---------- Excerpted records

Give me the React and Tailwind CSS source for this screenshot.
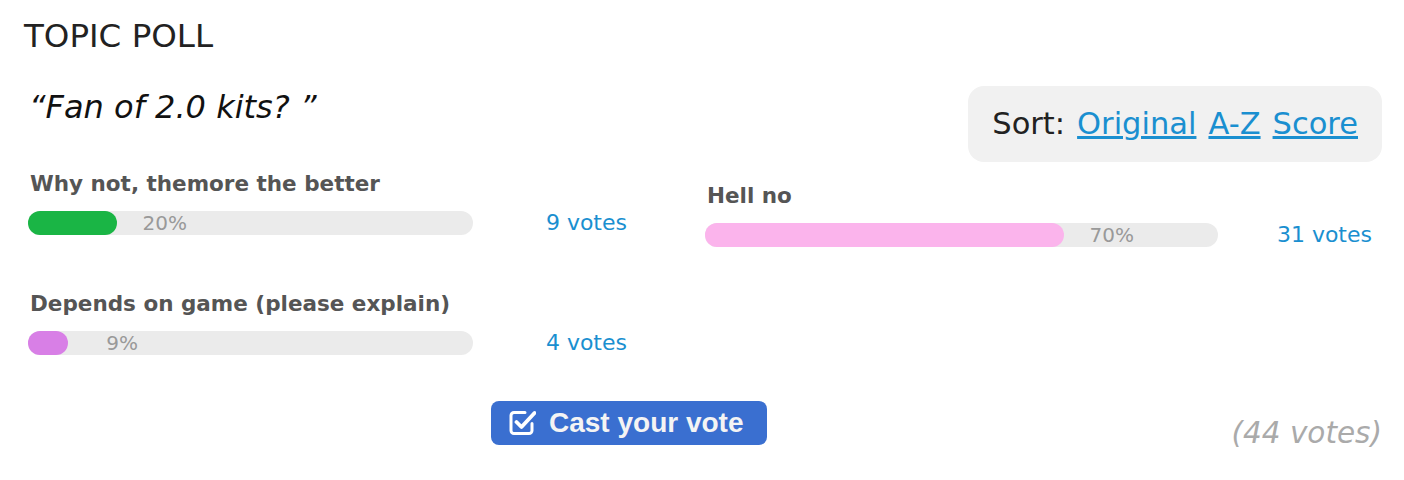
const FONT = { fontFamily: '"DejaVu Sans", Verdana, sans-serif' }

const LEFT = [
  { label: 'Why not, themore the better', pct: 20, votes: 9, color: 'bg-[#1ab545]' },
  { label: 'Depends on game (please explain)', pct: 9, votes: 4, color: 'bg-[#d87fe6]' },
]
const RIGHT = [{ label: 'Hell no', pct: 70, votes: 31, color: 'bg-[#fbb4ec]' }]

function Option({ opt, barWidth }) {
  return (
    <div className="flex flex-col">
      <div className="pl-[2px] text-[21.5px] leading-[26px] font-bold text-[#555]">{opt.label}</div>
      <div className="mt-[14px] flex items-center">
        <div className="flex h-[24px] items-center rounded-full bg-[#ebebeb]" style={{ width: barWidth }}>
          <div className={`h-full rounded-full ${opt.color}`} style={{ width: Math.round((barWidth * opt.pct) / 100) }} />
          <span className="w-[70px] shrink-0 text-right text-[20px] leading-[24px] text-[#999]">{opt.pct}%</span>
        </div>
        <div className="flex-1 text-right text-[22px] leading-[24px] text-[#1a8fd0]">{opt.votes} votes</div>
      </div>
    </div>
  )
}

function CheckIcon() {
  return (
    <svg width="28" height="28" viewBox="0 0 28 28" fill="none" stroke="white" strokeLinecap="round" strokeLinejoin="round">
      <path d="M17 3.5H6a3 3 0 0 0-3 3v15a3 3 0 0 0 3 3h15a3 3 0 0 0 3-3v-7" strokeWidth="3" />
      <path d="M8.5 13l5 5L26.5 4" strokeWidth="3.8" />
    </svg>
  )
}

export default function App() {
  return (
    <div className="min-h-[480px] bg-white pl-6 pr-[22px] pt-[17px]" style={FONT}>
      <h2 className="text-[32.5px] leading-[38px] text-[#222]">TOPIC POLL</h2>

      <div className="mt-[31px] flex items-start justify-between">
        <p className="ml-[5px] mt-[2px] text-[32px] italic leading-[38px] text-[#111]">“Fan of 2.0 kits? ”</p>
        <div className="flex items-center gap-[12px] rounded-[16px] bg-[#f1f1f1] px-6 py-5 text-[30.5px] leading-[36px] text-[#222]">
          <span>Sort:</span>
          <a href="#" className="text-[#1a8fd0] underline">Original</a>
          <a href="#" className="text-[#1a8fd0] underline">A-Z</a>
          <a href="#" className="text-[#1a8fd0] underline">Score</a>
        </div>
      </div>

      <div className="mt-[9px] flex pl-1">
        <div className="flex w-[599px] flex-col gap-[56px]">
          {LEFT.map((o) => (
            <Option key={o.label} opt={o} barWidth={445} />
          ))}
        </div>
        <div className="ml-[78px] mt-[12px] flex w-[667px] flex-col">
          {RIGHT.map((o) => (
            <Option key={o.label} opt={o} barWidth={513} />
          ))}
        </div>
      </div>

      <div className="mt-[46px] flex items-start justify-between">
        <button
          className="ml-[467px] flex h-[44px] items-center gap-[13px] rounded-[8px] bg-[#3a6fd0] pl-[17px] pr-[23px] text-[28px] font-bold text-[#f4f4f4]"
          style={{ fontFamily: '"Liberation Sans", Arial, sans-serif' }}
        >
          <CheckIcon />
          <span>Cast your vote</span>
        </button>
        <span className="mt-[14px] text-[29.5px] italic leading-[36px] text-[#aaa]">(44 votes)</span>
      </div>
    </div>
  )
}
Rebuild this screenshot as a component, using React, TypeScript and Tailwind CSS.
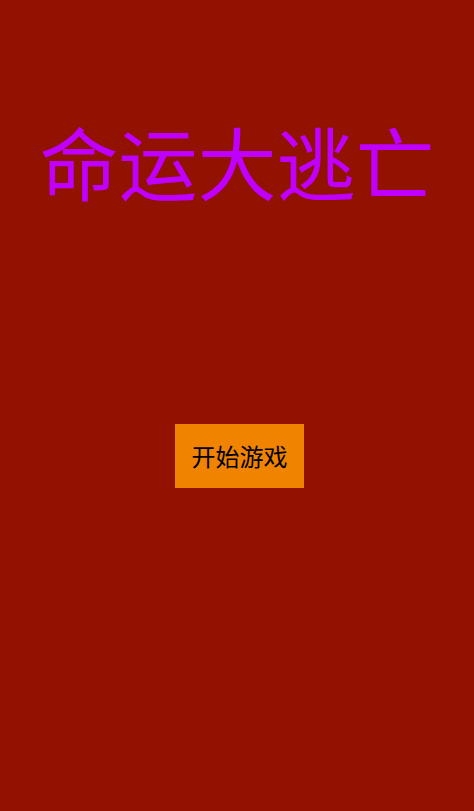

--------------------

» To do:
Reproduce the listing exactly. Leave its pictures out.

» Result below:
Give me the React and Tailwind CSS source for this screenshot.
const FONT = { fontFamily: '"DejaVu Sans", Verdana, sans-serif' }

const LEFT = [
  { label: 'Why not, themore the better', pct: 20, votes: 9, color: 'bg-[#1ab545]' },
  { label: 'Depends on game (please explain)', pct: 9, votes: 4, color: 'bg-[#d87fe6]' },
]
const RIGHT = [{ label: 'Hell no', pct: 70, votes: 31, color: 'bg-[#fbb4ec]' }]

function Option({ opt, barWidth }) {
  return (
    <div className="flex flex-col">
      <div className="pl-[2px] text-[21.5px] leading-[26px] font-bold text-[#555]">{opt.label}</div>
      <div className="mt-[14px] flex items-center">
        <div className="flex h-[24px] items-center rounded-full bg-[#ebebeb]" style={{ width: barWidth }}>
          <div className={`h-full rounded-full ${opt.color}`} style={{ width: Math.round((barWidth * opt.pct) / 100) }} />
          <span className="w-[70px] shrink-0 text-right text-[20px] leading-[24px] text-[#999]">{opt.pct}%</span>
        </div>
        <div className="flex-1 text-right text-[22px] leading-[24px] text-[#1a8fd0]">{opt.votes} votes</div>
      </div>
    </div>
  )
}

function CheckIcon() {
  return (
    <svg width="28" height="28" viewBox="0 0 28 28" fill="none" stroke="white" strokeLinecap="round" strokeLinejoin="round">
      <path d="M17 3.5H6a3 3 0 0 0-3 3v15a3 3 0 0 0 3 3h15a3 3 0 0 0 3-3v-7" strokeWidth="3" />
      <path d="M8.5 13l5 5L26.5 4" strokeWidth="3.8" />
    </svg>
  )
}

export default function App() {
  return (
    <div className="min-h-[480px] bg-white pl-6 pr-[22px] pt-[17px]" style={FONT}>
      <h2 className="text-[32.5px] leading-[38px] text-[#222]">TOPIC POLL</h2>

      <div className="mt-[31px] flex items-start justify-between">
        <p className="ml-[5px] mt-[2px] text-[32px] italic leading-[38px] text-[#111]">“Fan of 2.0 kits? ”</p>
        <div className="flex items-center gap-[12px] rounded-[16px] bg-[#f1f1f1] px-6 py-5 text-[30.5px] leading-[36px] text-[#222]">
          <span>Sort:</span>
          <a href="#" className="text-[#1a8fd0] underline">Original</a>
          <a href="#" className="text-[#1a8fd0] underline">A-Z</a>
          <a href="#" className="text-[#1a8fd0] underline">Score</a>
        </div>
      </div>

      <div className="mt-[9px] flex pl-1">
        <div className="flex w-[599px] flex-col gap-[56px]">
          {LEFT.map((o) => (
            <Option key={o.label} opt={o} barWidth={445} />
          ))}
        </div>
        <div className="ml-[78px] mt-[12px] flex w-[667px] flex-col">
          {RIGHT.map((o) => (
            <Option key={o.label} opt={o} barWidth={513} />
          ))}
        </div>
      </div>

      <div className="mt-[46px] flex items-start justify-between">
        <button
          className="ml-[467px] flex h-[44px] items-center gap-[13px] rounded-[8px] bg-[#3a6fd0] pl-[17px] pr-[23px] text-[28px] font-bold text-[#f4f4f4]"
          style={{ fontFamily: '"Liberation Sans", Arial, sans-serif' }}
        >
          <CheckIcon />
          <span>Cast your vote</span>
        </button>
        <span className="mt-[14px] text-[29.5px] italic leading-[36px] text-[#aaa]">(44 votes)</span>
      </div>
    </div>
  )
}
Rebuild this screenshot as a component, using React, TypeScript and Tailwind CSS.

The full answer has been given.